Realmente, o princípio da proporcionalidade representa verdadeira garantia aos direitos fundamentais dos administrados, e visam justamente coibir os excessos legislativos e administrativos das autoridades públicas.

Ademais, para sancionar o contribuinte e coibir o atraso na apresentação da declaração, bastaria a previsão de uma multa fixa, mesmo que de valor elevado, mas compatível com o grau de reprovação da conduta (como deve ocorrer em todos os casos de descumprimento de obrigação acessória).

Nesta linha, reconhecendo a invalidade de multas desproporcionais ou desarrazoadas, são muitas as manifestações da doutrina, como a de LUCIANO AMARO13: a multa não pode ser transformada em instrumento de arrecadação; pelo contrário, deve-se graduar a multa em função da gravidade da infração, vale dizer da gravidade do dado ou da ameaça que a infração representa para a arrecadação de tributos”.

No mesmo sentido, LEANDRO PAULSEN14, ao prescrever que são inadmissíveis as multas excessivamente onerosas, insuportáveis, irrazoáveis.
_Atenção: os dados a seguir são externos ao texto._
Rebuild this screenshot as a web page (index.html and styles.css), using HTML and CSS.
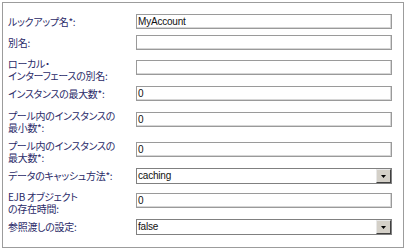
FILE: index.html
```html
<!DOCTYPE html>
<html lang="ja">
<head>
<meta charset="utf-8">
<link rel="stylesheet" href="styles.css">
</head>
<body>
<div class="panel">
  <div class="form">
    <div class="label one">ルックアップ名*:</div>
    <div class="field">MyAccount</div>

    <div class="label one">別名:</div>
    <div class="field"></div>

    <div class="label two"><span class="ln">ローカル・</span><span class="ln">インターフェースの別名:</span></div>
    <div class="field"></div>

    <div class="label one">インスタンスの最大数*:</div>
    <div class="field">0</div>

    <div class="label two"><span class="ln">プール内のインスタンスの</span><span class="ln">最小数*:</span></div>
    <div class="field">0</div>

    <div class="label two"><span class="ln">プール内のインスタンスの</span><span class="ln">最大数*:</span></div>
    <div class="field">0</div>

    <div class="label one">データのキャッシュ方法*:</div>
    <div class="field select">caching<span class="btn"><svg width="5" height="3" viewBox="0 0 5 3"><path d="M0 0h5L2.5 3z" fill="#000"/></svg></span></div>

    <div class="label two"><span class="ln">EJB オブジェクト</span><span class="ln">の存在時間:</span></div>
    <div class="field">0</div>

    <div class="label one">参照渡しの設定:</div>
    <div class="field select">false<span class="btn"><svg width="5" height="3" viewBox="0 0 5 3"><path d="M0 0h5L2.5 3z" fill="#000"/></svg></span></div>
  </div>
</div>
</body>
</html>
```
FILE: styles.css
```css
html, body {
  margin: 0;
  padding: 0;
  background: #fff;
}
.panel {
  margin: 2px 0 0 2px;
  width: 400px;
  height: 244px;
  border: 1px solid #9c9c9c;
  background: #fff;
}
.form {
  display: grid;
  grid-template-columns: 128px 256px;
  grid-template-rows: 21px 25px 26px 26px 30px 26px 25px 26px 15px;
  padding: 11px 0 0 5px;
}
.label {
  font-family: "Noto Sans CJK JP", sans-serif;
  font-feature-settings: "palt";
  font-size: 10px;
  line-height: 12px;
  letter-spacing: -0.3px;
  color: #2a2a68;
  white-space: nowrap;
  align-self: start;
}
.label .ln {
  display: block;
  height: 12px;
}
.label.one { margin-top: 2px; }
.label.two { margin-top: -2px; }
.field {
  box-sizing: border-box;
  height: 15px;
  border: 1px solid #9a9a9a;
  box-shadow: inset -1px -1px 0 #d6d6d6;
  background: #fff;
  font-family: "Liberation Sans", Arial, sans-serif;
  font-size: 10px;
  letter-spacing: -0.2px;
  line-height: 13px;
  color: #111;
  padding-left: 1px;
  align-self: start;
  position: relative;
}
.select {
  border-color: #808080;
  box-shadow: none;
  height: 16px;
  line-height: 14px;
}
.btn {
  position: absolute;
  right: 0;
  top: 0;
  width: 15px;
  height: 14px;
  box-sizing: border-box;
  background: #d4d0c8;
  border: 1px solid;
  border-color: #e8e8e8 #404040 #404040 #e8e8e8;
  display: flex;
  align-items: center;
  justify-content: center;
}
.btn svg { display: block; }
```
O princípio da proporcionalidade impede que se possa reconhecer validade a uma multa quando se evidencie o descompasso entre o grau da infração e a punição cominada.”
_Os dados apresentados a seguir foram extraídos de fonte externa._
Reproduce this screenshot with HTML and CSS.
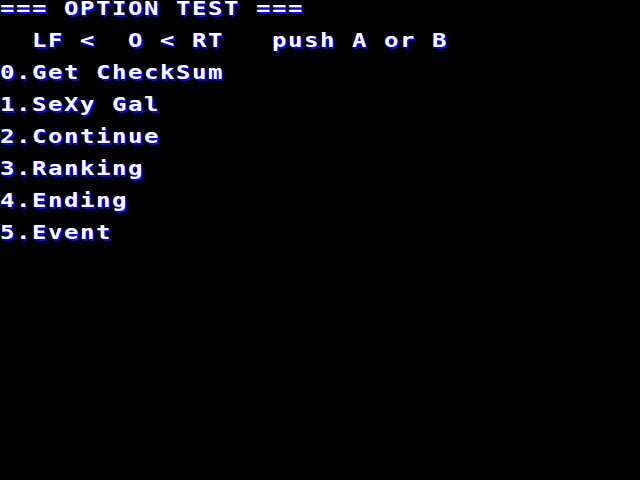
FILE: index.html
```html
<!DOCTYPE html>
<html>
<head>
<meta charset="utf-8">
<link rel="stylesheet" href="styles.css">
</head>
<body>
<div class="screen">
  <div class="line">=== OPTION TEST ===</div>
  <div class="line">  LF &lt;  O &lt; RT   push A or B</div>
  <div class="line">0.Get CheckSum</div>
  <div class="line">1.SeXy Gal</div>
  <div class="line">2.Continue</div>
  <div class="line">3.Ranking</div>
  <div class="line">4.Ending</div>
  <div class="line">5.Event</div>
</div>
</body>
</html>
```
FILE: styles.css
```css
html, body {
  margin: 0;
  padding: 0;
  background: #000;
  width: 640px;
  height: 480px;
  overflow: hidden;
}
.screen {
  display: flex;
  flex-direction: column;
  gap: 14px;
  padding-top: 1px;
  font-family: "DejaVu Sans Mono", monospace;
  font-weight: bold;
  font-size: 24px;
  line-height: 18px;
  letter-spacing: 1.55px;
  color: #fff;
  text-shadow: 2px 2.5px 0 #0000ff;
}
.line {
  height: 18px;
  white-space: pre;
  transform: scaleY(0.8);
  transform-origin: left top;
}
```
Neste sentido, inclusive, já julgou o Plenário do STF na ADIN 551-1/RJ, ao consignar que “A desproporção entre o desrespeito à norma tributária e sua conseqüência jurídica, a multa, evidencia o caráter confiscatório desta, atentando contra o patrimônio do contribuinte, em contrariedade ao mencionado dispositivo do texto constitucional federal. Ação julgada procedente.” (Tribunal Pleno, Rel. Ilmar Galvão, dj. 14.02.2003)

Decisões do STF

AGRAVO REGIMENTAL. CONTROLE DE CONSTITUCIONALIDADE INCIDENTAL E DIFUSO. RESERVA DE PLENÁRIO. HIPÓTESE DE INAPLICABLIDADE. TRIBUTÁRIO. MULTA. CARÁTER CONFISCATÓRIO. A submissão prévia da arguição de inconstitucionalidade ao Plenário é dispensável se a matéria já tiver sido examinada pelo Supremo Tribunal Federal ou pelo órgão competente do Tribunal local (art. 481, par. ún., do CPC). Esta Suprema Corte firmou orientação quanto à inconstitucionalidade de normas que impusessem multas por infração tributária desproporcionais à conduta do sujeito passivo. Precedentes. O Tribunal de origem se limitou a aplicar a linha jurisprudencial desta Suprema Corte, sem que se possa identificar nos autos particularidades que justificassem se tratar de assunto novo que merecesse solução diversa daquela já preconizada pelos precedentes. Agravo regimental ao qual se nega provimento”

(RE nº 501.838-AgR/RN, Segunda Turma, Relator o Ministro Joaquim Barbosa, DJe de 19/6/12) (grifo nosso).

“AGRAVO REGIMENTAL. CONTROLE DE CONSTITUCIONALIDADE. DECLARAÇÃO INCIDENTAL DE INCONSTITUCIONALIDADE. EXISTÊNCIA DE PRECEDENTES DO SUPREMO TRIBUNAL FEDERAL. RESERVA DE PLENÁRIO. DESNECESSIDADE. TRIBUTÁRIO. MULTA. DESPROPORCIONALIDADE. GRAVIDADE OU POTENCIAL OFENSIVO DO ATO PUNIDO. ART. 97 DA CONSTITUIÇÃO. Como o acórdão recorrido está em conformidade com os precedentes da Corte sobre a matéria de fundo (desproporcionalidade de multa tributária), é inexigível a submissão da controvérsia ao Plenário (art. 481, par. ún., do CPC). Agravo regimental ao qual se nega provimento” (RE nº 594.515-AgR/RN, Segunda Turma, Relator o Ministro Joaquim Barbosa, DJe de 22/5/12) (sem grifo no original).

Decidiu a controvérsia consignando que independentemente do percentual aplicado à multa (60% ou 100%), o que se observa é a incidência  excessiva e desproporcional em relação à obrigação principal, caracterizando o caráter confiscatório, mesmo que se considere sua função preventiva e punitiva.

Ademais, ressalto que no julgamento da ADI nº 2.010-MC (Relator o Ministro Celso de Mello, DJ de 12/4/02) esta Corte estabeleceu alguns parâmetros pelos quais poderia ser identificado o efeito confiscatório:

A identificação do efeito confiscatório deve ser feita em função da totalidade da carga tributária, mediante verificação da capacidade de que dispõe o contribuinte – considerado o montante de sua riqueza (renda e capital) – para suportar e sofrer a incidência de todos os tributos que ele deverá pagar, dentro de determinado período, à mesma pessoa política que os houver instituído (a União Federal, no caso), condicionando-se , ainda, a aferição do grau de insuportabilidade econômico-financeira, à observância , pelo legislador, de padrões de razoabilidade destinados a neutralizar excessos de ordem fiscal eventualmente praticados pelo Poder Público. (…).

O Poder Público, especialmente em sede de tributação […] não pode agir imoderadamente , pois a atividade estatal acha-se essencialmente condicionada pelo princípio da razoabilidade.

O Princípio da Razoabilidade ou Proporcionalidade significa que não se pode impor aos indivíduos obrigações, restrições ou sanções em medida superior àquela estritamente necessária.